12 February 2026, Richard Dennis – The Metropolitan Railway in the First World War When war broke out the Metropolitan Railway at first assumed it would have little impact at home, continuing to plan new extensions and launching its promotion of ‘Metroland’. Under government control, the company’s tracks through central London assumed strategic importance for troop movements and freight to the channel ports. Central government wanted railways to save fuel by reducing train services, but passenger numbers increased as families moved out of central London. The Metropolitan lost staff to military service, some to build railways in Flanders, and women replaced men in an increasing range of jobs on the railway.

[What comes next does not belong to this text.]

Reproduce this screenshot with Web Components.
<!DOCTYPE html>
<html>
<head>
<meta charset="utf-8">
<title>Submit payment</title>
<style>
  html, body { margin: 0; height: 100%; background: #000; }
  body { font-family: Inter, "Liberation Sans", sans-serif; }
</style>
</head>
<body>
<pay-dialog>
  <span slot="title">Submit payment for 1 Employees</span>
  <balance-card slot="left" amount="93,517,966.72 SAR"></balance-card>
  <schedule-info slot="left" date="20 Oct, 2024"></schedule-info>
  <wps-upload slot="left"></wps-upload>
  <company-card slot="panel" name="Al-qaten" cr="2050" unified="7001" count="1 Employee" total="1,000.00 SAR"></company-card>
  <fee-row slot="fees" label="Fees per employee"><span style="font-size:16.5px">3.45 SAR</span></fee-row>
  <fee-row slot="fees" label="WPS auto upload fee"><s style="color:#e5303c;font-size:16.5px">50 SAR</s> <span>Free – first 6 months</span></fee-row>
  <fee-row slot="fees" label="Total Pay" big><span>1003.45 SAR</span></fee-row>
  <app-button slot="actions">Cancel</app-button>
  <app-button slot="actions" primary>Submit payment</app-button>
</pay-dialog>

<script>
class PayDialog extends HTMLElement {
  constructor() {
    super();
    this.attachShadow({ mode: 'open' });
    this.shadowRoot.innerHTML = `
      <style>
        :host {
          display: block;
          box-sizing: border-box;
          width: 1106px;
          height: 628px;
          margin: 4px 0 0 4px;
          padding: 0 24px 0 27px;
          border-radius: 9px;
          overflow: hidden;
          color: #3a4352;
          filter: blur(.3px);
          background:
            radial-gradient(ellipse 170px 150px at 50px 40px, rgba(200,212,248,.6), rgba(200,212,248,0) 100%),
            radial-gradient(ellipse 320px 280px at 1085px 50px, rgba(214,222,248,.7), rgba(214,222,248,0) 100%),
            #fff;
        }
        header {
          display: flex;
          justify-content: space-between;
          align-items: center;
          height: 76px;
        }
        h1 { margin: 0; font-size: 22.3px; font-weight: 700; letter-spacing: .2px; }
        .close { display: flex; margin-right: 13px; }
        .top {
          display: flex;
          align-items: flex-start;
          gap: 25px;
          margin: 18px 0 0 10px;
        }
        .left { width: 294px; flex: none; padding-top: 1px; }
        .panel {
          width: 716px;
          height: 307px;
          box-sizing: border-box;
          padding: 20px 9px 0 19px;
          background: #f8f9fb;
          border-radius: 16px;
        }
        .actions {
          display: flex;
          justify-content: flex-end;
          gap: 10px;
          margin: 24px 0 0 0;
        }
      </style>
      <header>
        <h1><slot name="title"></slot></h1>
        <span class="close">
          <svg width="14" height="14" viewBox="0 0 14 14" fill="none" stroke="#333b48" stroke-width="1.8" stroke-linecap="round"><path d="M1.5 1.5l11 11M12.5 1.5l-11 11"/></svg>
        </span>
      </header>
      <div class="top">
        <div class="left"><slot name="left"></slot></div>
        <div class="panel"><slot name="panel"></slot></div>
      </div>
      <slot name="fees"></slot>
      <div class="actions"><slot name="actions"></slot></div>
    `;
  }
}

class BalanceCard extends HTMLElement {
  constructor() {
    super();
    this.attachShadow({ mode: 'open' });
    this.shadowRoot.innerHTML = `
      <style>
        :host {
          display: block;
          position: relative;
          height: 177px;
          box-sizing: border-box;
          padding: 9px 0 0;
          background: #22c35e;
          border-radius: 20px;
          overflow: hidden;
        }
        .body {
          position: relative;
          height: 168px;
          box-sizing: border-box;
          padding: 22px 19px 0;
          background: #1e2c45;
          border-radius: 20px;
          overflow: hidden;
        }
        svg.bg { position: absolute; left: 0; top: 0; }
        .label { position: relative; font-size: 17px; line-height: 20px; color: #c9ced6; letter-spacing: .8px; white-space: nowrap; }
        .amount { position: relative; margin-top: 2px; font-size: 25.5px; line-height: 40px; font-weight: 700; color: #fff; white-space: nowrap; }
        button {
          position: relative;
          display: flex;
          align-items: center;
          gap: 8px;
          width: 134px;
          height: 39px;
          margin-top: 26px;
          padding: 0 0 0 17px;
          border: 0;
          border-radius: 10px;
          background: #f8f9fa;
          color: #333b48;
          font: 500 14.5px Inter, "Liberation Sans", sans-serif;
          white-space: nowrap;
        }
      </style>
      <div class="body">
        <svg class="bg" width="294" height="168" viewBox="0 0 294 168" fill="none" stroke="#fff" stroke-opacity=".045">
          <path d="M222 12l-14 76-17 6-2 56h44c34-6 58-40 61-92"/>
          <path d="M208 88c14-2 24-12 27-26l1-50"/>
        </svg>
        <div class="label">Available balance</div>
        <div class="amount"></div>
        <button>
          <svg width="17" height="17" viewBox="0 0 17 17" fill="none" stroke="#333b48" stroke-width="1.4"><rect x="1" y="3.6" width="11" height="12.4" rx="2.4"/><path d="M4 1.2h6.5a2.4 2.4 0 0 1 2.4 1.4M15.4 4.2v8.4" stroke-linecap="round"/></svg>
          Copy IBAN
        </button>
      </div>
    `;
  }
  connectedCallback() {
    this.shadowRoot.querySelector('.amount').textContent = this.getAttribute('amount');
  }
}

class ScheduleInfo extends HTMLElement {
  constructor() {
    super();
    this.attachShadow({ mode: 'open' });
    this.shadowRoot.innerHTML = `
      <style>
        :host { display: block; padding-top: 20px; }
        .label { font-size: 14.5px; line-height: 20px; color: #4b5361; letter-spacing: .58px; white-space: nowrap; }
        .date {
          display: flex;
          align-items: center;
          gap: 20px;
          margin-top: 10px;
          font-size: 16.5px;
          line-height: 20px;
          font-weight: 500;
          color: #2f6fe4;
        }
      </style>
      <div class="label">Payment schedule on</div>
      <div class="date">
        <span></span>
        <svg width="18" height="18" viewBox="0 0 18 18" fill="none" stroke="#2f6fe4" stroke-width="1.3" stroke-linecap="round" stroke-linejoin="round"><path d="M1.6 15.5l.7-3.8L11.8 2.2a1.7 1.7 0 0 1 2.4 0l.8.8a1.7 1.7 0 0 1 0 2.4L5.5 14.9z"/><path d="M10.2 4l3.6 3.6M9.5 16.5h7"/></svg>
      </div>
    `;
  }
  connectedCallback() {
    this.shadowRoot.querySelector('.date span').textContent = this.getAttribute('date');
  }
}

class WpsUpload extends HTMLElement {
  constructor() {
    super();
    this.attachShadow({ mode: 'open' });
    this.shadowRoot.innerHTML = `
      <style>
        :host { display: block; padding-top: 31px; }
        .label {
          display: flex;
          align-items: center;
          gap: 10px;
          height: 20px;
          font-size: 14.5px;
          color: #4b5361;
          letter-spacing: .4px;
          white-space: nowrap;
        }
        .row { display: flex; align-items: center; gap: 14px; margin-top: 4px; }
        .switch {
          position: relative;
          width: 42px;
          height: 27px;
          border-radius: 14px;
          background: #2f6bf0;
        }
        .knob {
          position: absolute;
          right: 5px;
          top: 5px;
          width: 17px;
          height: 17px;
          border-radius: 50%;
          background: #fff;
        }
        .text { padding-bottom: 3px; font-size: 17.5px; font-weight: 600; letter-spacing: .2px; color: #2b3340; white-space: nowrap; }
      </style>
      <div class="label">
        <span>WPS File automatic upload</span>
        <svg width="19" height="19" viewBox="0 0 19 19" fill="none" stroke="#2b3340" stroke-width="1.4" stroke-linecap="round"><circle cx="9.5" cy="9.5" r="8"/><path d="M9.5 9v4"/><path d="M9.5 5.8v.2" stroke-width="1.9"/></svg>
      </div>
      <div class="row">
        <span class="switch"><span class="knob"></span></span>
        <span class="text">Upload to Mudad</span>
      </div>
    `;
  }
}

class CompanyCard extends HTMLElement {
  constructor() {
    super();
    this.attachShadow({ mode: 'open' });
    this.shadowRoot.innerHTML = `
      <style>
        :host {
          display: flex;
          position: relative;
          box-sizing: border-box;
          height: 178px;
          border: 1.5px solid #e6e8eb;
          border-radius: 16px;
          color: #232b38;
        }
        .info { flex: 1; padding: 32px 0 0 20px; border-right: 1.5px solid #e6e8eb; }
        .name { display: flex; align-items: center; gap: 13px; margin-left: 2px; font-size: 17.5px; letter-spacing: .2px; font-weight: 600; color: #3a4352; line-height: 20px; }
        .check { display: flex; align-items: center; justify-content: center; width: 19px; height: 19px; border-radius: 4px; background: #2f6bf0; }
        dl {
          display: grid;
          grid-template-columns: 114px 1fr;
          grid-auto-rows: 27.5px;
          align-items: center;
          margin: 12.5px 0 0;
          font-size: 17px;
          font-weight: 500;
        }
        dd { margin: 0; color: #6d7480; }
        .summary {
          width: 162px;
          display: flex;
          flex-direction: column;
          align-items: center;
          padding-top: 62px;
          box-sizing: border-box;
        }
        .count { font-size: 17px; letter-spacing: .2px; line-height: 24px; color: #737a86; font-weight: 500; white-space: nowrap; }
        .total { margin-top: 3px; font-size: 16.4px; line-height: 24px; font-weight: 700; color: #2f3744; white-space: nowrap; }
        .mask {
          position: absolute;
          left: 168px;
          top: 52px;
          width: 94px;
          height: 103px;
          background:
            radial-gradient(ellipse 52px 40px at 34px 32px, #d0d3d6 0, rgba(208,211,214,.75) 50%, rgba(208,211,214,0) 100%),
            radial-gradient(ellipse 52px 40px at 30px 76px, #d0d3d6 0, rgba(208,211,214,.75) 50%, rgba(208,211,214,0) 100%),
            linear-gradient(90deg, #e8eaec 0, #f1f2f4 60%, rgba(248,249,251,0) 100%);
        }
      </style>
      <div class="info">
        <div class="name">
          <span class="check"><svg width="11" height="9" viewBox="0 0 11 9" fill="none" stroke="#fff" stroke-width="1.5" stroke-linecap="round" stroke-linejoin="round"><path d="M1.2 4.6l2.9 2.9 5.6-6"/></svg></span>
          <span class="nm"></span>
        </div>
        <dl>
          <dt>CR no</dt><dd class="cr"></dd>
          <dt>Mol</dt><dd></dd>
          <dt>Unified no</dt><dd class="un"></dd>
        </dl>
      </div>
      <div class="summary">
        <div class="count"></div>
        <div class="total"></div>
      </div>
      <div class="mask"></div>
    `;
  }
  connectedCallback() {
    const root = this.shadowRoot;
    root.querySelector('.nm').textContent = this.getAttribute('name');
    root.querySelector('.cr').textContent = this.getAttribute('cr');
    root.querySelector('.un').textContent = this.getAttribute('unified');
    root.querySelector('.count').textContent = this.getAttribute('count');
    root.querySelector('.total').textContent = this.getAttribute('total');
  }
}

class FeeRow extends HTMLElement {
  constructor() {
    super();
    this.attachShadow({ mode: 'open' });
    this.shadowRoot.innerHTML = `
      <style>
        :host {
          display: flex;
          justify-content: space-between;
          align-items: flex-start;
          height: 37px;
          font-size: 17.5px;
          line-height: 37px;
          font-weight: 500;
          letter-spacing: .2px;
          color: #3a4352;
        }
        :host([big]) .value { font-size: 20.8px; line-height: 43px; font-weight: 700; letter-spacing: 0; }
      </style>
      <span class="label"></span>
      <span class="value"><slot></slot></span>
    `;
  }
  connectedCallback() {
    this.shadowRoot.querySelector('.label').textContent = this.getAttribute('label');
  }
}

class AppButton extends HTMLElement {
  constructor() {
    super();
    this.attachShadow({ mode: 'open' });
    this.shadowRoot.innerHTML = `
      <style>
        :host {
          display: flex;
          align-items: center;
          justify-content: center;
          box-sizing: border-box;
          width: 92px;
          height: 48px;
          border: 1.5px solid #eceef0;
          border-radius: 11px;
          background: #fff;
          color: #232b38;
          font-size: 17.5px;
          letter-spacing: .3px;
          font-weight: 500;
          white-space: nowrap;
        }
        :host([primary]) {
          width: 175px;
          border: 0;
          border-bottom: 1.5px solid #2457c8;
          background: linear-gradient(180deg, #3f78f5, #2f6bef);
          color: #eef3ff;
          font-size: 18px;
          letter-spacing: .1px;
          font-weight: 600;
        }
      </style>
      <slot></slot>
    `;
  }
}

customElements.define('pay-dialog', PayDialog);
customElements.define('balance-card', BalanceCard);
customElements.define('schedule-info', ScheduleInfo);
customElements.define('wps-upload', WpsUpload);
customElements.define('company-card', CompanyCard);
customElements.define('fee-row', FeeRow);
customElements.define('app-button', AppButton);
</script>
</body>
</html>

12 March 2026, Ronald Koorm, Fake News or deceiving the enemy during WW2
The talk on Fake News covers a variety of examples of how the enemy in WW2 was deceived by the Allies using different methods, including graphics, camouflage, audio sound, codebreaking, and various trickery. D-Day is also part of the deception example. I complete the talk by giving an example of Cold War deception in the early 1950s and a true story linking me, (in a manner of speaking), to a famous foreign spy, when I was in my teens. (President Putin gave a moving eulogy praising the spy in some detail, on his death.)

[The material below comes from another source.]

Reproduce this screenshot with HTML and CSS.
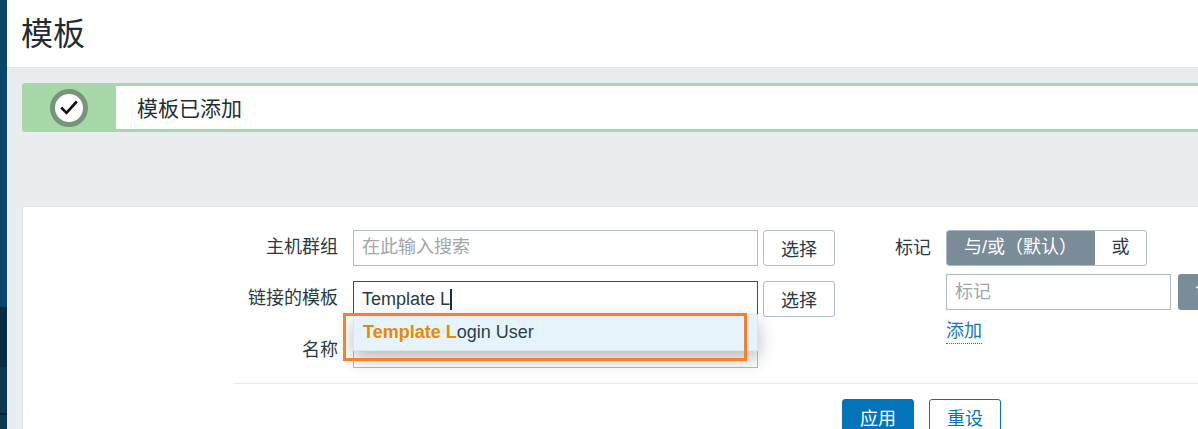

9 April 2026, Trevor Spinage, London Oddities
London has a number of ‘oddities’, some of which we will explore in this talk. For example, why is there a lighthouse opposite a major London railway station? Where in London is it compulsory to drive on the right hand side of the road? And why does a statue of William Gladstone appear to have blood on its hands?

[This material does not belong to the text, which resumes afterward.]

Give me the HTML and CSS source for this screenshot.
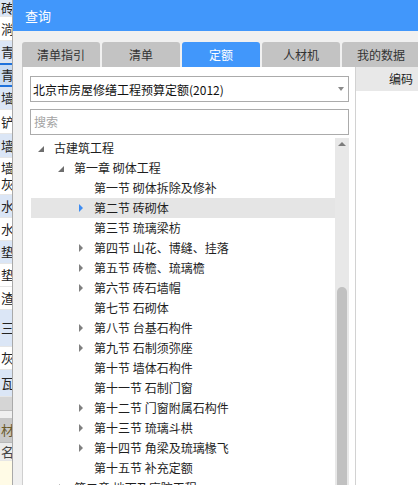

14 May 2026, John Taylor – Joseph Arden of Rickmansworth Park: collector, traveller and antiquary
Joseph Arden (1799-1879), a successful London barrister, developed Rickmansworth Park as his country estate in the 1830s-40s. A man of varied cultural pursuits, Arden acquired paintings from artists such as John Everett Millais, became a patron of Drury Lane theatre and campaigned for the purchase of Shakespeare’s birthplace for the nation. He also had a keen interest in the ancient world, which led to his becoming a Fellow of the Society of Antiquaries and travelling in Greece and Egypt. This talk will focus on Arden’s antiquarian tastes and will consider some of the souvenirs which he collected on his travels, including a unique Greek literary papyrus and two Egyptian mummies, which were unwrapped and examined before enthusiastic audiences in the 1840s.
11 June 2026, the AGM.
Then Brian Thomson: John Newton – Slave Trader and Priest – and 250 Years of Amazing Grace
Both William Cowper and the preacher John Newton lived in Olney, Bucks in the 1770s and both were remarkable in different ways. Newton went to sea at an early age and became the captain of slave ships taking captives from West Africa to the Caribbean slave plantations, but in the 1750s he became a strong evangelical Christian and eventually a Church of England priest. Cowper was a failed lawyer who suffered from serious mental ill-health. Poetry became his self-expression and he was a strong influence on contemporaries including William Blake, Jane Austen and William Wordsworth. Newton and Cowper became friends and collaborated in writing the Olney hymns published in 1779. They both played a role in supporting the movement for the abolition of the slave trade. Newton testified to Parliament about the brutality of slavery and Cowper wrote anti-slavery poems that were widely circulated. ‘Amazing Grace’ was one of Newton’s Olney hymns.
Then we’ll take a break until September 2026!
Talks delivered in the current season will be listed as they happen!